Startlingly, they confirmed their hypothesis. Specifically, they found that weakly affiliated Democrats were
physiologically persuadable, while strong Democrats and all Republicans were not. Weakly affiliated Democrats were more likely to be swing voters in the sample than weakly affiliated Republicans.
Was It Really Your Idea?
How might this play out in the real world? Well, think of the last time you've been riled up by political arguments or ads recently on your social media feed. If you're a weakly affiliated Democrat, it might just have been part of a neuropolitical marketing campaign (particularly if it was close to an election) designed to increase your testosterone levels in the hopes of swinging your vote.

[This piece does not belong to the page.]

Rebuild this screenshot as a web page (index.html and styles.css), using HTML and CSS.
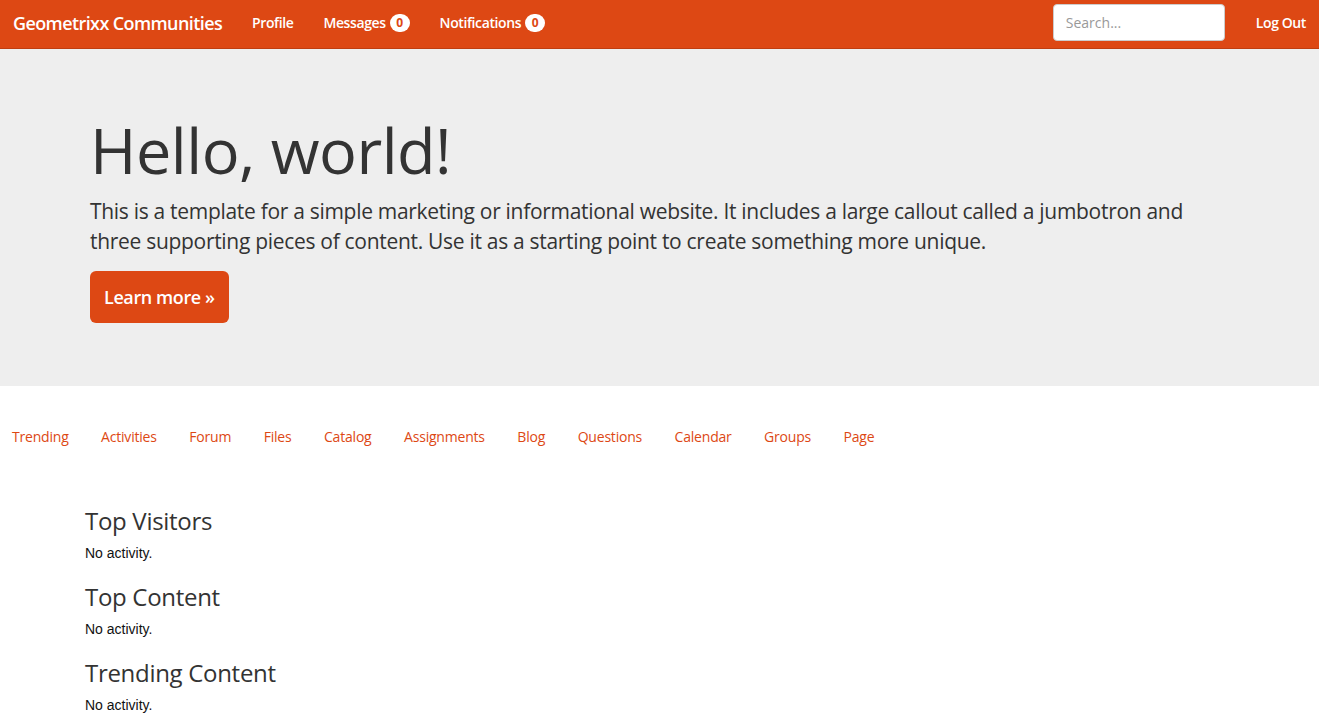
FILE: index.html
```html
<!DOCTYPE html>
<html>
<head>
<meta charset="utf-8">
<link rel="stylesheet" href="styles.css">
</head>
<body>
<nav class="navbar">
  <a class="brand" href="#">Geometrixx Communities</a>
  <ul class="nav-links">
    <li><a href="#">Profile</a></li>
    <li><a href="#">Messages <span class="badge">0</span></a></li>
    <li><a href="#">Notifications <span class="badge">0</span></a></li>
  </ul>
  <div class="nav-right">
    <input class="search" type="text" placeholder="Search...">
    <a class="logout" href="#">Log Out</a>
  </div>
</nav>
<section class="jumbotron">
  <h1>Hello, world!</h1>
  <p>This is a template for a simple marketing or informational website. It includes a large callout called a jumbotron and three supporting pieces of content. Use it as a starting point to create something more unique.</p>
  <a class="btn" href="#">Learn more &raquo;</a>
</section>
<ul class="tabs">
  <li><a href="#">Trending</a></li>
  <li><a href="#">Activities</a></li>
  <li><a href="#">Forum</a></li>
  <li><a href="#">Files</a></li>
  <li><a href="#">Catalog</a></li>
  <li><a href="#">Assignments</a></li>
  <li><a href="#">Blog</a></li>
  <li><a href="#">Questions</a></li>
  <li><a href="#">Calendar</a></li>
  <li><a href="#">Groups</a></li>
  <li><a href="#">Page</a></li>
</ul>
<main class="content">
  <h3>Top Visitors</h3>
  <p>No activity.</p>
  <h3>Top Content</h3>
  <p>No activity.</p>
  <h3>Trending Content</h3>
  <p>No activity.</p>
</main>
</body>
</html>
```
FILE: styles.css
```css
* { box-sizing: border-box; }
html, body { margin: 0; padding: 0; }
body {
  font-family: "Open Sans", "Noto Sans", sans-serif;
  color: #333;
  background: #fff;
  font-size: 14px;
}
a { text-decoration: none; }
ul { list-style: none; margin: 0; padding: 0; }

.navbar {
  height: 49px;
  background: #dd4814;
  border-bottom: 1px solid #bf3e11;
  display: flex;
  align-items: center;
  padding: 0 13px 3px;
}
.brand {
  color: #fff;
  font-size: 18px;
  font-weight: 600;
  letter-spacing: -0.6px;
  margin-right: 30px;
}
.nav-links { display: flex; gap: 30px; }
.nav-links a {
  color: #fff;
  font-size: 14px;
  font-weight: 600;
  letter-spacing: -0.4px;
  display: flex;
  align-items: center;
}
.badge {
  display: inline-block;
  background: #fff;
  color: #dd4814;
  border-radius: 10px;
  min-width: 20px;
  height: 18px;
  line-height: 18px;
  text-align: center;
  font-size: 12px;
  font-weight: 700;
  letter-spacing: 0;
  margin-left: 4px;
  padding: 0 5px;
}
.nav-right { margin-left: auto; display: flex; align-items: center; }
.search {
  width: 172px;
  height: 37px;
  border: 1px solid #ccc;
  border-radius: 4px;
  padding: 6px 12px;
  font-family: inherit;
  font-size: 14px;
  color: #555;
  margin-right: 31px;
}
.search::placeholder { color: #999; }
.logout { color: #fff; font-size: 14px; font-weight: 600; letter-spacing: -0.4px; }

.jumbotron {
  background: #eee;
  padding: 66px 90px 63px;
  height: 337px;
}
.jumbotron h1 {
  margin: 0 0 12px;
  font-size: 63px;
  font-weight: 400;
  line-height: 1.1;
  letter-spacing: -0.5px;
}
.jumbotron p {
  margin: 0 0 15px;
  font-size: 21px;
  line-height: 30px;
  letter-spacing: -0.3px;
  max-width: 1110px;
}
.btn {
  display: inline-block;
  background: #dd4814;
  color: #fff;
  font-size: 18px;
  font-weight: 600;
  letter-spacing: -0.4px;
  padding: 13px 14px;
  line-height: 26px;
  border-radius: 6px;
}

.tabs {
  display: flex;
  gap: 32.5px;
  padding: 0 12px;
  margin-top: 41px;
}
.tabs a { color: #dd4814; font-size: 14px; line-height: 20px; letter-spacing: -0.2px; }

.content { padding: 59px 85px 0; }
.content h3 {
  margin: 0;
  font-size: 24px;
  font-weight: 400;
  line-height: 30px;
  letter-spacing: -0.3px;
}
.content p {
  font-family: "Liberation Sans", Arial, sans-serif;
  font-size: 14px;
  margin: 8px 0 20px;
  line-height: 18px;
  color: #111;
}
```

Targeting our emotions in this way is meant to make us feel that we have reached our new voting decisions completely organically (a form of reflexive control, first conceptualized in the Soviet era), which is what makes the approach so deceptively effective. That's why the political content you'll often see online is so emotionally loaded; it's to achieve maximum emotional effect.
Politics: True Lies?
Don't expect much of this emotive, microtargeted, content to be real, though; the Internet remains largely unregulated when it comes to political content, with cable TV a closely unregulated second. As Tom Wheeler, former chair of the U.S. Federal Communications Commission has noted, when it comes to political content, "Unfortunately, you're allowed to lie." And those lies target our emotions with truly devastating effect.
Big Brother Is Watching
In sum, George Orwell's seminal dystopian novel 1984 famously invoked the idea of government as an all-seeing Big Brother. But it seems that this title might be inferred just as easily, these days, to the myriad, anonymous web of companies, political parties, hostile governments, and domestic online marketers that run orchestrated campaigns online by foreign, or domestic actors, to win (or to prevent) your vote. And that is a chilling idea, indeed.